By Dr Michelle Garnett and Prof Tony Attwood
Whilst finding our place in the world has its own set of challenges, being autistic brings unique challenges. Becoming independent requires certain skills, for example knowing who you are, what environment or job will suit you, what you can cope with and what you can’t cope with, problem-solving skills, adaptive life skills like budgeting and knowing how to care for one’s body, being able to read people and situations to be alert to human predators. We also need peer support because family cannot always be there, and there is danger to being completely alone in the world.
There is no easy way to finding one’s own place in the world but here are some tips based on our own clinical experience to date about what works for autistic teens.
- “Follow your passion.” This superb advice is at the heart of the success of most, if not all, autistic people. New UK research indicates that over 50% of autistic people ehave a passion within the creative arts, more than those who had a passion for information technology. Whatever your passion, let that lead you. Use your creativity and intellect to discover ways around the obstacles, even when you doubt yourself. Do what inspires you even if you cannot see how it can become your career. It may very well be the reason you get up in the morning, even if you must have a ‘day job’ to pay the bills.
- Find your tribe. For many autistic individuals, finding like-minded people doesn’t happen at school or within the workplace, it happens when they are following their passion or their interests. Not everyone will get who you are, but find the people who do. Whilst we all need our solitude at times, we do not thrive in solitude. Our own clinical experience strongly indicates that one of the key factors for success for autistic individuals is that they had support from other people.
- Avoid black-and-white thinking about people. Not everyone will be on your side, but not everyone is against you either. There are people out there who will enjoy you for who you are, and you may be able to enjoy some of what a person offers, even if you can’t enjoy all of it.
- Look out for your safety. You will need to build in safeguards for staying safe from physically, emotionally, financially or sexually abusive predators. The basics include asking friends and family to check out whomever you may choose for a friend or partner, don’t drink in bars alone, o take alcohol or other drugs in groups of mainly men, unless there is someone there who can stay sober and look out for you. Learn how to take protective action should you find yourself in an unsafe situation, for example by attending a martial arts class or a specific Stay Safe course.
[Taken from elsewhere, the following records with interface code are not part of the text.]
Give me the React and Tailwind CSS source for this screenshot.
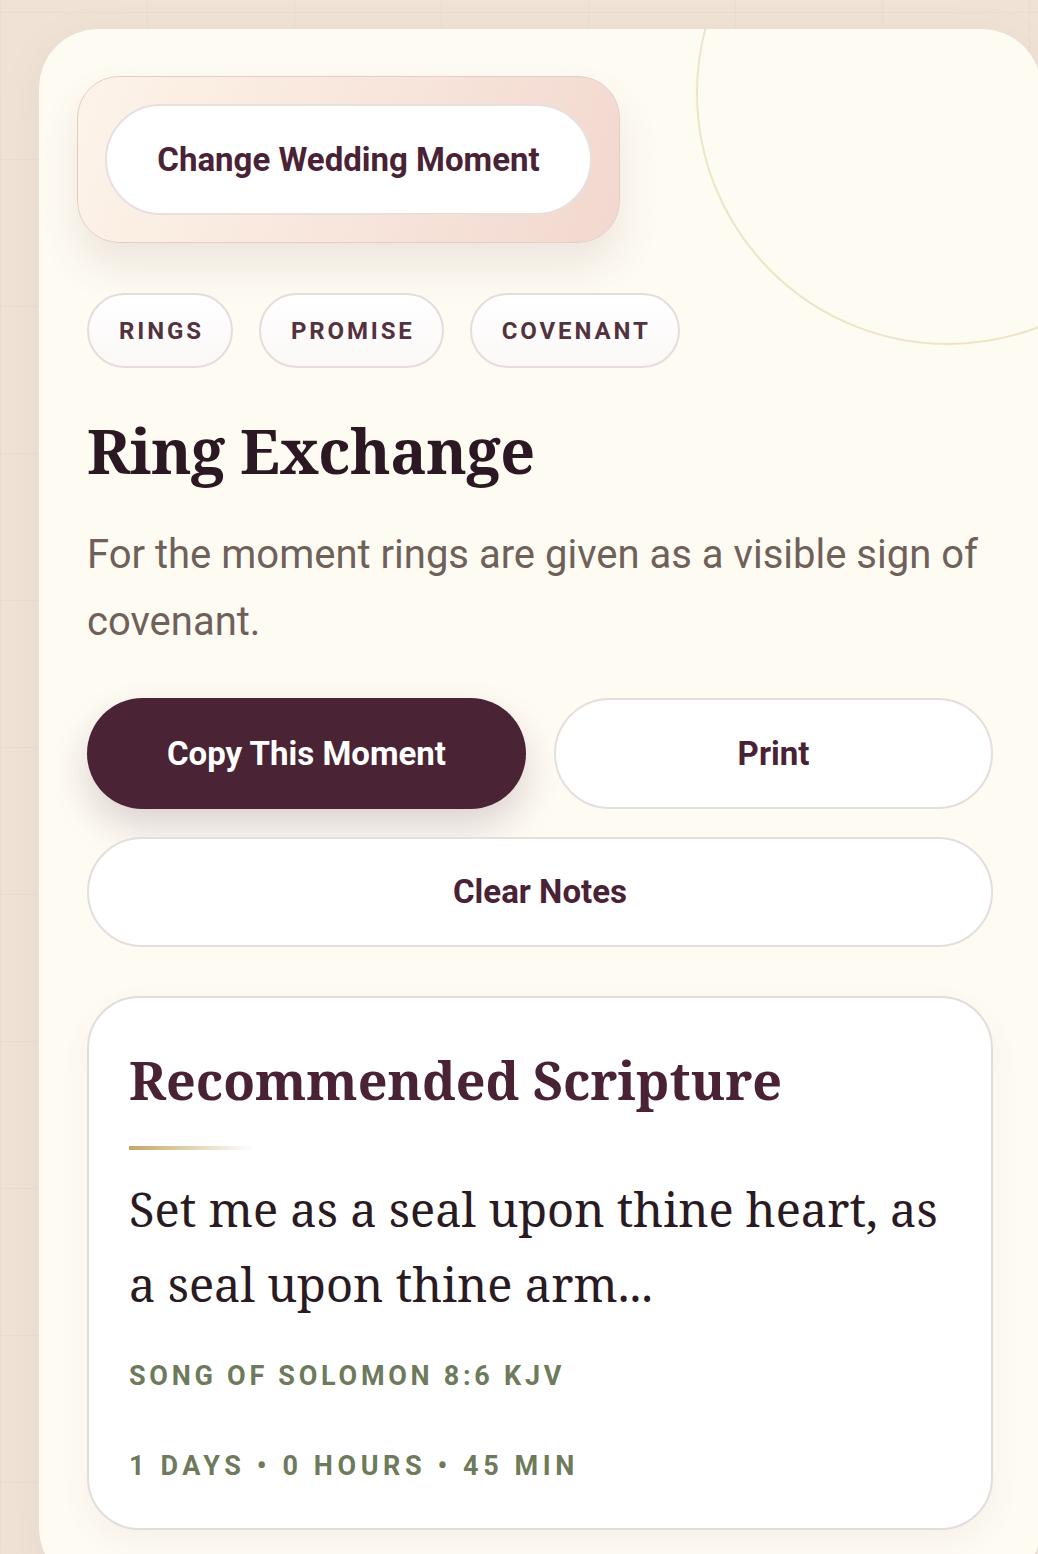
import React from 'react';

const SANS = "font-['Roboto','Liberation_Sans',sans-serif]";
const SERIF = "font-['Noto_Serif','DejaVu_Serif','Liberation_Serif',serif]";

const tags = ['RINGS', 'PROMISE', 'COVENANT'];

const App = () => {
    return (
        <div className={`min-h-[1554px] w-[1038px] overflow-hidden bg-[#f0e3d6] bg-[linear-gradient(rgba(190,160,130,0.08)_1px,transparent_1px),linear-gradient(90deg,rgba(190,160,130,0.08)_1px,transparent_1px)] bg-[size:147px_147px] bg-[position:0_12px] pt-[28px] pl-[38px] ${SANS}`}>
            {/* MAIN CARD */}
            <div className="relative w-[1004px] min-h-[1560px] overflow-hidden rounded-[60px] border border-[#eadfd3] bg-[#fefbf3] px-[48px] pt-[47px] shadow-[0_10px_40px_rgba(120,80,60,0.08)]">
                {/* decorative circle */}
                <div className="pointer-events-none absolute top-[-188px] right-[-159px] h-[504px] w-[504px] rounded-full border-2 border-[#eee4c8]"></div>

                <div className="relative">
                    {/* CHANGE MOMENT */}
                    <div className="ml-[-10px] w-[543px] rounded-[42px] border border-[#e3cdc4] bg-[linear-gradient(110deg,#fdf4e9_0%,#f8e6dc_50%,#f2d8cf_100%)] p-[27px] shadow-[0_24px_40px_rgba(120,80,70,0.12)]">
                        <button className="flex h-[111px] w-full items-center justify-center rounded-full border-2 border-[#e8dfdf] bg-white text-[33px] font-bold text-[#4a2236]">
                            Change Wedding Moment
                        </button>
                    </div>

                    {/* TAGS */}
                    <div className="mt-[50px] flex gap-[26px]">
                        {tags.map((tag) => (
                            <span key={tag} className="flex h-[75px] items-center rounded-full border-2 border-[#e6dcdc] bg-[linear-gradient(180deg,#ffffff,#fbf8f7)] pl-[30px] pr-[27px] text-[24px] font-bold tracking-[0.12em] text-[#53323f]">
                                {tag}
                            </span>
                        ))}
                    </div>

                    {/* TITLE */}
                    <h1 className={`mt-[46px] text-[61px] font-bold leading-[1.2] tracking-[-0.5px] text-[#2b1822] ${SERIF}`}>
                        Ring Exchange
                    </h1>
                    <p className="mt-[34px] text-[40px] leading-[67px] text-[#6f615a]">
                        For the moment rings are given as a visible sign of covenant.
                    </p>

                    {/* ACTIONS */}
                    <div className="mt-[43px] grid grid-cols-2 gap-[28px]">
                        <button className="h-[111px] rounded-full bg-[#4a2335] text-[33px] font-bold text-white shadow-[0_18px_36px_rgba(74,35,53,0.18)]">
                            Copy This Moment
                        </button>
                        <button className="h-[111px] rounded-full border-2 border-[#e6dddd] bg-white text-[33px] font-bold text-[#4a2236]">
                            Print
                        </button>
                        <button className="col-span-2 h-[110px] rounded-full border-2 border-[#e6dddd] bg-white text-[33px] font-bold text-[#4a2236]">
                            Clear Notes
                        </button>
                    </div>

                    {/* SCRIPTURE */}
                    <div className="mt-[49px] w-full rounded-[52px] border-2 border-[#e4dcdc] bg-white px-[40px] pt-[48px] pb-[46px] shadow-[0_12px_30px_rgba(120,90,70,0.06)]">
                        <h2 className={`text-[52px] font-bold leading-[1.3] text-[#4a2236] ${SERIF}`}>
                            Recommended Scripture
                        </h2>
                        <div className="mt-[32px] h-[4px] w-[124px] bg-[linear-gradient(90deg,#c4a766,rgba(196,167,102,0))]"></div>
                        <p className={`mt-[22px] text-[47px] leading-[75px] text-[#2a1a22] ${SERIF}`}>
                            Set me as a seal upon thine heart, as a seal upon thine arm...
                        </p>
                        <p className="mt-[38px] text-[27px] font-bold leading-[32px] tracking-[0.138em] text-[#6d7a5b]">
                            SONG OF SOLOMON 8:6 KJV
                        </p>
                        <p className="mt-[58px] text-[27px] font-bold leading-[32px] tracking-[0.17em] text-[#6d7a5b]">
                            1 DAYS • 0 HOURS • 45 MIN
                        </p>
                    </div>
                </div>
            </div>
        </div>
    );
};

export default App;
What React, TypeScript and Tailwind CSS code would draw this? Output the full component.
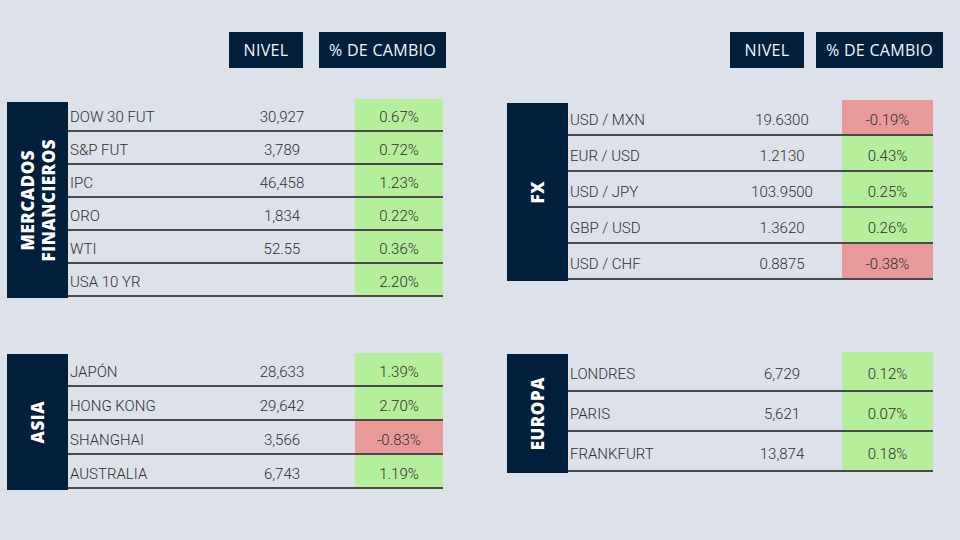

- Learn how to budget. It is never too late. If you’re young, start now. Use an online budgeting tool.
- Understand the sensory environment that suits you. Design your living environment around your own needs, also considering the geographical location, for example, central CBD, near a park or in the country.
- If you are house sharing, ask to negotiate the rules upfront for purchase and sharing of food, sharing of expenses, sharing of household chores including cleaning, expectations about noise levels and times of the day, as well as expectations of visitors and how long they stay. Make the guidelines clear and upfront. Whilst people will generally break the guidelines from time to time, less problems and less hurt are the result of upfront discussions and clear guidelines. Keep a copy of the guidelines to refer to as needed during the time you are staying in the house.
- Alcohol and other drugs are commonly used by people to overcome overwhelming social anxiety. Effectively many of these drugs block the frontal lobes, which is the part of the brain that allows for good planning, interpersonal functioning, and sound judgement. Whilst we may feel that we are better socially when we drink alcohol, in reality the reverse is true. Safe, enjoyable and fulfilling social time is compromised when we take excessive alcohol or illicit drugs. Make a rule for yourself not to cross this boundary, and to find other ways to manage fierce anxiety and combat self-consciousness.
- Recognise problems when they come up and don’t personalise them. When there is a problem it doesn’t mean that there’s something wrong with you, it just means that there is a problem. Learn how to problem solve:
- define the problem
- brainstorm all possible solutions, including seemingly ridiculous or impossible ones
- make a list of the pros and cons for each solution
- choose a solution based on your analysis
- do it.
Be prepared to try and fail, try again and fail, all the time learning more about who you are, what you need and what you want. Be kind to yourself when you fall.